- Theatrical release poster
- Spanish: Adiós Madrid
- Directed by: Diego Corsini
- Screenplay by: Mariana Cangas; Diego Corsini;
- Story by: Mariana Cangas
- Produced by: Javier Ayvar; Gustavo Otero; Mariana Cangas; Diego Corsini; Luciano Cáceres;
- Starring: Luciano Cáceres; Javier Godino; Fariba Sheikhan; Mónica Solaun; Ramón Esquinas; Sara Vega; Ingrid Rubio;
- Cinematography: Pedro Calamar; Santiago Squadroni;
- Edited by: Christian Valente; Santiago Squadroni; Mateo Merino;
- Music by: Alan Senderovitsch; Andy Colombo;
- Production companies: Madco; Cinescalas;
- Distributed by: 39 Escalones Films (Spain); 3C Films (Argentina);
- Release dates: 19 September 2024 (FCM-PNR); 17 January 2025 (Spain); 28 August 2025 (Argentina);
- Countries: Spain; Argentina;
- Language: Spanish

= Goodbye Madrid =

Goodbye Madrid (Adiós Madrid) is a 2024 drama film directed by Diego Corsini. It stars Luciano Cáceres.

== Plot ==
Ramiro travels to Madrid to take a decision on the fate of his father Edgardo, who is in a coma and had been absent from Ramiro's life since long ago. In Madrid, he comes across Edgardo's friends and becomes acquainted with the city.

== Production ==
Based on an original story by Mariana Cangas, the screenplay was written by Cangas and Diego Corsini. The film is a Spanish-Argentine co-production by Madco and Cinescalas and it had the collaboration of Cineworld.

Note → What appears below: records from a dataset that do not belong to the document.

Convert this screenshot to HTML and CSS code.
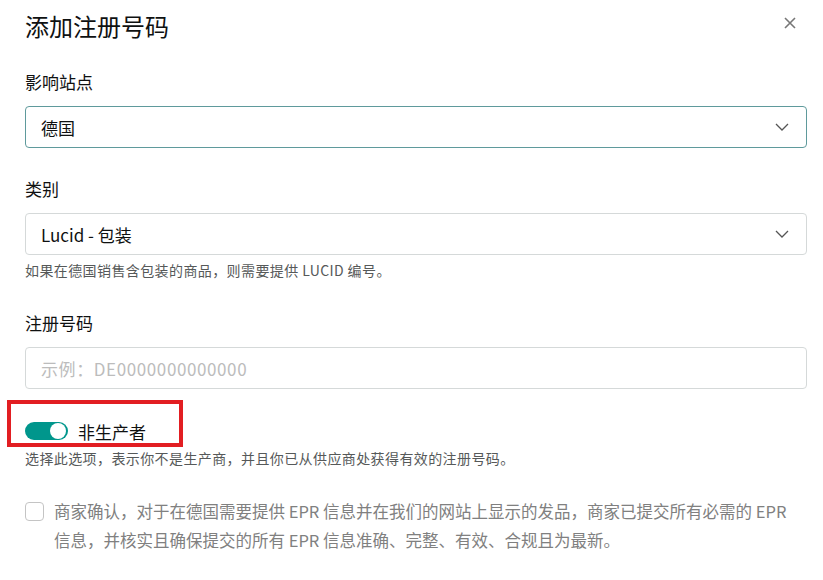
FILE: index.html
```html
<!DOCTYPE html>
<html lang="zh">
<head>
    <meta charset="UTF-8">
    <title>添加注册号码</title>
    <link rel="stylesheet" href="styles.css">
</head>
<body>
<div class="dialog">
    <div class="head">
        <h1 class="title">添加注册号码</h1>
        <span class="close">
            <svg width="14" height="14" viewBox="0 0 14 14"><path d="M2 2L12 12M12 2L2 12" stroke="#777" stroke-width="1.6" fill="none"/></svg>
        </span>
    </div>

    <div class="field first">
        <div class="label">影响站点</div>
        <div class="select focus">
            <span>德国</span>
            <svg class="arrow" width="14" height="8" viewBox="0 0 14 8"><path d="M1 1L7 7L13 1" stroke="#555" stroke-width="1.3" fill="none"/></svg>
        </div>
    </div>

    <div class="field">
        <div class="label">类别</div>
        <div class="select">
            <span>Lucid - 包装</span>
            <svg class="arrow" width="14" height="8" viewBox="0 0 14 8"><path d="M1 1L7 7L13 1" stroke="#555" stroke-width="1.3" fill="none"/></svg>
        </div>
        <div class="hint">如果在德国销售含包装的商品，则需要提供 LUCID 编号。</div>
    </div>

    <div class="field wide">
        <div class="label">注册号码</div>
        <input class="input" type="text" placeholder="示例：DE0000000000000">
    </div>

    <div class="toggle-row">
        <span class="switch"><span class="knob"></span></span>
        <span class="toggle-text">非生产者</span>
    </div>
    <div class="hint">选择此选项，表示你不是生产商，并且你已从供应商处获得有效的注册号码。</div>

    <label class="confirm">
        <span class="box"></span>
        <span class="confirm-text">商家确认，对于在德国需要提供 EPR 信息并在我们的网站上显示的发品，商家已提交所有必需的 EPR 信息，并核实且确保提交的所有 EPR 信息准确、完整、有效、合规且为最新。</span>
    </label>
</div>
</body>
</html>
```

FILE: styles.css
```css
body {
    margin: 0;
    background: #fff;
    font-family: "Noto Sans CJK SC", "Noto Sans", sans-serif;
    color: #0f1111;
}
.dialog {
    padding: 8px 16px 0 25px;
}
.head {
    display: flex;
    justify-content: space-between;
    align-items: flex-start;
}
.title {
    margin: 0;
    font-size: 24px;
    font-weight: normal;
    line-height: 36px;
}
.close {
    margin: 8px 10px 0 0;
    line-height: 0;
}
.field {
    margin-top: 29px;
}
.field.first {
    margin-top: 26px;
}
.field.wide {
    margin-top: 32px;
}
.label {
    font-size: 17px;
    line-height: 24px;
    margin-bottom: 12px;
}
.select, .input {
    box-sizing: border-box;
    width: 100%;
    height: 42px;
    border: 1px solid #d5d9d9;
    border-radius: 4px;
    font-family: inherit;
    font-size: 17px;
}
.select {
    display: flex;
    align-items: center;
    justify-content: space-between;
    padding: 0 17px 0 15px;
}
.select.focus {
    border-color: #5f9a9c;
}
.input {
    display: block;
    padding: 0 15px;
    outline: none;
}
.input::placeholder {
    color: #bcbcbc;
    letter-spacing: 0.6px;
}
.hint {
    font-size: 14px;
    line-height: 18px;
    letter-spacing: 0.4px;
    color: #565959;
    margin-top: 6px;
}
.toggle-row {
    position: relative;
    display: flex;
    align-items: center;
    margin-top: 30px;
    height: 24px;
}
.toggle-row::after {
    content: "";
    position: absolute;
    left: -18px;
    top: -19px;
    width: 168px;
    height: 39px;
    border: 4px solid #e21e22;
}
.switch {
    position: relative;
    width: 43px;
    height: 18px;
    border-radius: 9px;
    background: #00968c;
}
.knob {
    position: absolute;
    right: 2px;
    top: 1px;
    width: 16px;
    height: 16px;
    border-radius: 50%;
    background: #fff;
}
.toggle-text {
    margin-left: 10px;
    font-size: 17px;
}
.confirm {
    display: flex;
    align-items: flex-start;
    margin-top: 30px;
}
.box {
    flex: none;
    box-sizing: border-box;
    width: 19px;
    height: 19px;
    margin-top: 5px;
    border: 1px solid #c4c4c4;
    border-radius: 4px;
}
.confirm-text {
    margin: 0 8px 0 10px;
    font-size: 16.5px;
    line-height: 29px;
    color: #808080;
}
```
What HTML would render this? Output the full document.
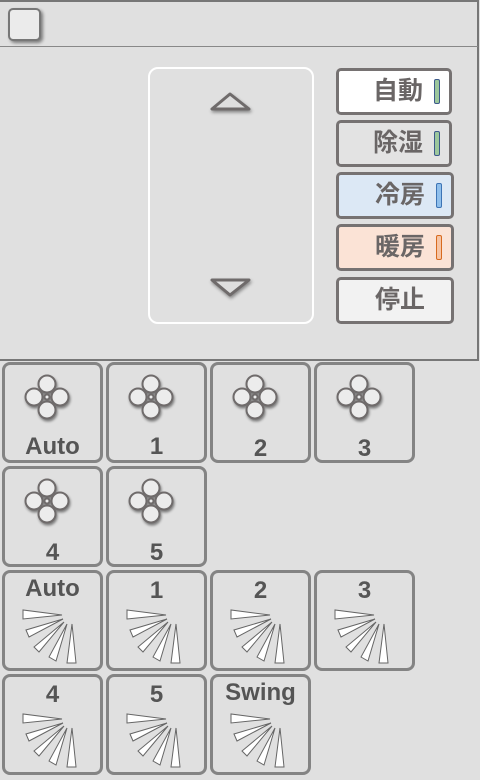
<!DOCTYPE html>
<html><head><meta charset="utf-8"><style>
body{margin:0;width:480px;height:780px;background:#e0e0e0;font-family:"Liberation Sans","Noto Sans CJK JP",sans-serif;position:relative;overflow:hidden}
.top{position:absolute;left:0;top:0;width:477px;height:357px;border:2px solid #777;border-left:none;background:#e0e0e0}
.hdr{position:absolute;left:0;top:46px;width:478px;height:1px;background:#888}
.cb{position:absolute;left:8px;top:8px;width:29px;height:29px;border:2px solid #777;border-radius:5px;background:#ebebeb;box-shadow:2px 2px 3px rgba(0,0,0,.45)}
.pad{position:absolute;left:148px;top:67px;width:162px;height:253px;border:2px solid #fff;border-radius:10px}
.mb{position:absolute;left:336px;width:110px;height:41px;border:3px solid #767272;border-radius:5px;font-weight:bold;font-size:25px;color:#6a6666;line-height:41px;text-align:right;box-sizing:content-box}
.mb span{margin-right:26px}
.ind{position:absolute;right:9px;top:8px;width:4px;height:23px;border:1.5px solid;border-radius:2px}
.b{position:absolute;width:95px;height:95px;border:3px solid #848484;border-radius:8px;background:#e0e0e0;box-sizing:content-box}
.b svg{position:absolute;left:0;top:0}
.fan{filter:drop-shadow(1.5px 2px 1.2px rgba(0,0,0,.45))}
.lab{position:absolute;left:0;width:95px;text-align:center;font-weight:bold;font-size:24px;color:#555}
</style></head><body>
<div class="top"></div>
<div class="hdr"></div>
<div class="cb"></div>
<div class="pad"></div>
<svg style="position:absolute;left:0;top:0;filter:drop-shadow(1.5px 2.5px 1.5px rgba(0,0,0,.4))" width="480" height="360">
<polygon points="230,94 212,109 249,109" fill="#dedede" stroke="#6f6b6b" stroke-width="3" stroke-linejoin="round"/>
<polygon points="230,295 212,280 249,280" fill="#dedede" stroke="#6f6b6b" stroke-width="3" stroke-linejoin="round"/>
</svg>
<div class="mb" style="top:68px;background:#fff"><span>自動</span><div class="ind" style="background:#9cc79c;border-color:#3c5a8a"></div></div>
<div class="mb" style="top:120px;background:#e3e3e3"><span>除湿</span><div class="ind" style="background:#9cc79c;border-color:#3c5a8a"></div></div>
<div class="mb" style="top:172px;background:#dce8f5;width:112px"><span>冷房</span><div class="ind" style="background:#8fbfec;border-color:#3d74b5"></div></div>
<div class="mb" style="top:224px;background:#fbe3d6;width:112px"><span>暖房</span><div class="ind" style="background:#f6c4a4;border-color:#d86a1e"></div></div>
<div class="mb" style="top:277px;background:#f2f2f2;width:112px"><span>停止</span></div>

<svg width="0" height="0" style="position:absolute">
<defs>
<g id="fan" fill="#ececec" stroke="#6f6b6b" stroke-width="2">
<circle cx="42" cy="21" r="8.5"/><circle cx="29" cy="34" r="8.5"/><circle cx="55" cy="34" r="8.5"/><circle cx="42" cy="47" r="8.5"/><circle cx="42" cy="34" r="2.5"/>
</g>
<g id="vane" fill="#fff" stroke="#666" stroke-width="1">
<polygon points="20,40 20,49 59,45"/>
<polygon points="23,60 26,67 60,49"/>
<polygon points="31,77 36,82 61,52"/>
<polygon points="46,87 53,91 64,54"/>
<polygon points="64,93 73,93 69,54"/>
</g>
</defs></svg>

<div class="b" style="left:2px;top:362px"><svg class="fan" width="95" height="95"><use href="#fan" y="-2"/></svg><div class="lab" style="top:68px">Auto</div></div>
<div class="b" style="left:106px;top:362px"><svg class="fan" width="95" height="95"><use href="#fan" y="-2"/></svg><div class="lab" style="top:68px">1</div></div>
<div class="b" style="left:210px;top:362px"><svg class="fan" width="95" height="95"><use href="#fan" y="-2"/></svg><div class="lab" style="top:70px">2</div></div>
<div class="b" style="left:314px;top:362px"><svg class="fan" width="95" height="95"><use href="#fan" y="-2"/></svg><div class="lab" style="top:70px">3</div></div>
<div class="b" style="left:2px;top:466px"><svg class="fan" width="95" height="95"><use href="#fan" y="-2"/></svg><div class="lab" style="top:70px">4</div></div>
<div class="b" style="left:106px;top:466px"><svg class="fan" width="95" height="95"><use href="#fan" y="-2"/></svg><div class="lab" style="top:70px">5</div></div>

<div class="b" style="left:2px;top:570px"><svg width="95" height="95"><use href="#vane" x="-2" y="-3"/></svg><div class="lab" style="top:2px">Auto</div></div>
<div class="b" style="left:106px;top:570px"><svg width="95" height="95"><use href="#vane" x="-2" y="-3"/></svg><div class="lab" style="top:4px">1</div></div>
<div class="b" style="left:210px;top:570px"><svg width="95" height="95"><use href="#vane" x="-2" y="-3"/></svg><div class="lab" style="top:4px">2</div></div>
<div class="b" style="left:314px;top:570px"><svg width="95" height="95"><use href="#vane" x="-2" y="-3"/></svg><div class="lab" style="top:4px">3</div></div>
<div class="b" style="left:2px;top:674px"><svg width="95" height="95"><use href="#vane" x="-2" y="-3"/></svg><div class="lab" style="top:4px">4</div></div>
<div class="b" style="left:106px;top:674px"><svg width="95" height="95"><use href="#vane" x="-2" y="-3"/></svg><div class="lab" style="top:4px">5</div></div>
<div class="b" style="left:210px;top:674px"><svg width="95" height="95"><use href="#vane" x="-2" y="-3"/></svg><div class="lab" style="top:2px">Swing</div></div>
</body></html>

Filming began on 7 July 2023 in Madrid.

== Release ==
The film world premiered at the Madrid Film Festival-PNR on 19 September 2024. It also screened at the 39th Mar del Plata International Film Festival in November 2024. On 17 January 2025, it received a limited theatrical release in Spain by 39 Escalones Films. A 28 August 2025 release date was set for the film's commercial debut in Argentine theatres.

== Reception ==
Carmela López Lobo of La Razón rated Adiós Madrid 3 out of 5 stars, highlighting Cáceres' work as the best thing about the film while singling out the [protagonist's] father's "tiresome" friends, particularly at the beginning of the film, as its worst.